▸ WHAT YOU WILL DO
Retype the opening lines of the listing below, ending with the line that contains "type Point = [number, number];", and leave out any pictures.

▸ RAW DATA
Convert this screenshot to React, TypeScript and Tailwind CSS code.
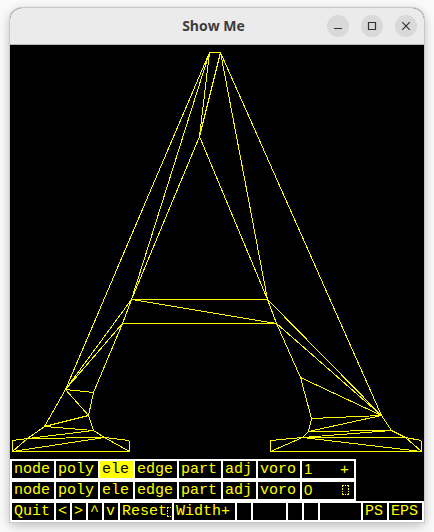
import React from "react";

type Point = [number, number];

const points: Record<string, Point> = {
  a: [209, 52], b: [220, 52], c: [199, 136],
  d: [131, 299], e: [122, 323], f: [267, 299], g: [276, 323],
  h: [65, 389], i: [93, 392], j: [88, 415], k: [44, 426], l: [93, 430],
  m: [27, 438], n: [104, 437],
  lt: [12, 440], lb: [12, 451], mt: [129, 440], mb: [129, 451],
  p: [300, 377], q: [311, 418], r: [381, 415], s: [308, 431], t: [391, 430],
  u: [302, 437], v: [405, 437],
  nt: [270, 440], nb: [270, 451], rt: [421, 440], rb: [421, 451],
};

const edges =
  "a-b a-c b-c a-h a-d c-d c-f b-f b-r d-f d-g e-g d-e f-g d-h e-h e-i h-i h-j i-j h-k k-j k-l j-l k-m m-l m-n l-n " +
  "lt-m lt-lb lb-m lb-n lb-mb mb-n mb-mt mt-n " +
  "g-p g-r f-r p-r p-q q-r q-s s-r s-t r-t s-u u-t u-v t-v u-nt u-nb nt-nb u-rb nb-rb v-rb v-rt rt-rb";

const mesh = edges
  .split(" ")
  .map((edge) => {
    const [from, to] = edge.split("-").map((name) => points[name]);
    return `M${from[0] + 0.5} ${from[1] + 0.5}L${to[0] + 0.5} ${to[1] + 0.5}`;
  })
  .join("");

const layers: [string, string][] = [
  ["node", "w-[42px]"],
  ["poly", "w-[42px]"],
  ["ele", "w-[33px]"],
  ["edge", "w-[42px]"],
  ["part", "w-[42px]"],
  ["adj", "w-[33px]"],
  ["voro", "w-[42px]"],
];

function MissingGlyph() {
  return (
    <svg className="h-[10px] w-[7px] shrink-0" viewBox="0 0 7 10" fill="#ff0" shapeRendering="crispEdges" aria-hidden="true">
      <path d="M0 0H2V1H1V2H0ZM3 0H4V1H3ZM5 0H7V2H6V1H5ZM0 3H1V5H0ZM6 3H7V5H6ZM0 6H1V7H0ZM6 6H7V7H6ZM0 8H1V9H2V10H0ZM3 9H4V10H3ZM6 8H7V10H5V9H6Z" />
    </svg>
  );
}

function Cell({ width, active = false, label, children }: { width: string; active?: boolean; label?: string; children: React.ReactNode }) {
  return (
    <button
      type="button"
      aria-label={label}
      className={`flex h-[17px] shrink-0 items-center overflow-hidden pl-0.5 text-left whitespace-pre ${width} ${active ? "bg-[#ff0] text-black" : "bg-black text-[#ff0]"}`}
    >
      {children}
    </button>
  );
}

function Blank({ width }: { width: string }) {
  return <div className={`h-[17px] bg-black ${width}`} />;
}

function LayerRow({ index, active, mark }: { index: number; active?: string; mark: React.ReactNode }) {
  return (
    <div className="flex w-fit gap-0.5 bg-white p-0.5">
      {layers.map(([name, width]) => (
        <Cell key={name} width={width} active={name === active}>{name}</Cell>
      ))}
      <Cell width="w-[52px]" label={`mesh ${index}`}>
        <span className="flex w-full items-baseline justify-between pr-[5px]">
          <span className="pb-0.5 font-['Liberation_Sans',sans-serif] leading-[15px]">{index}</span>
          {mark}
        </span>
      </Cell>
    </div>
  );
}

function WindowButton({ label, path }: { label: string; path: string }) {
  return (
    <button type="button" aria-label={label} className="flex size-[22px] items-center justify-center rounded-full bg-[#d9d9d9]">
      <svg className="size-2.5" viewBox="0 0 10 10" fill="none" stroke="#333" strokeWidth="1.2">
        <path d={path} />
      </svg>
    </button>
  );
}

export default function App() {
  return (
    <div className="min-h-screen bg-[#fafafa] px-2.5 pt-2 pb-2.5">
      <main className="overflow-hidden rounded-t-xl bg-black shadow-[0_0_0_1px_#c8c8c8,0_3px_12px_rgba(0,0,0,0.28)]">
        <header className="grid grid-cols-[1fr_auto_1fr] items-center border-b border-[#b8b8b8] bg-[#ebebeb] pr-[7px]">
          <h1 className="col-start-2 font-['Open_Sans',sans-serif] text-sm/9 font-bold text-[#3d3d3d]">Show Me</h1>
          <div className="flex justify-end gap-3">
            <WindowButton label="Minimize" path="M1 7.5H9" />
            <WindowButton label="Maximize" path="M1.5 1.5H8.5V8.5H1.5Z" />
            <WindowButton label="Close" path="M1.2 1.2L8.8 8.8M8.8 1.2L1.2 8.8" />
          </div>
        </header>
        <svg className="block w-full" viewBox="10 45 414 414" role="img" aria-label="Triangulated letter A" fill="none" stroke="#ff0" shapeRendering="crispEdges">
          <path d={mesh} />
        </svg>
        <div className="font-['Liberation_Mono',monospace] text-[15px] leading-[17px]">
          <LayerRow index={1} active="ele" mark={<span>+</span>} />
          <LayerRow index={0} mark={<MissingGlyph />} />
          <div className="flex gap-0.5 bg-white p-0.5">
            <Cell width="w-[42px]">Quit</Cell>
            <Cell width="w-[14px]">{"<"}</Cell>
            <Cell width="w-[14px]">{">"}</Cell>
            <Cell width="w-[14px]">^</Cell>
            <Cell width="w-[14px]">v</Cell>
            <Cell width="w-[52px]">Reset<MissingGlyph /></Cell>
            <Cell width="w-[61px]">Width+</Cell>
            <Blank width="w-[14px]" />
            <Blank width="w-[33px]" />
            <Blank width="w-[14px]" />
            <Blank width="w-[14px]" />
            <Blank width="flex-1" />
            <Cell width="w-[24px]">PS</Cell>
            <Cell width="w-[33px]">EPS</Cell>
          </div>
        </div>
      </main>
    </div>
  );
}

▸ TASK OUTPUT
Convert this screenshot to React, TypeScript and Tailwind CSS code.
import React from "react";

type Point = [number, number];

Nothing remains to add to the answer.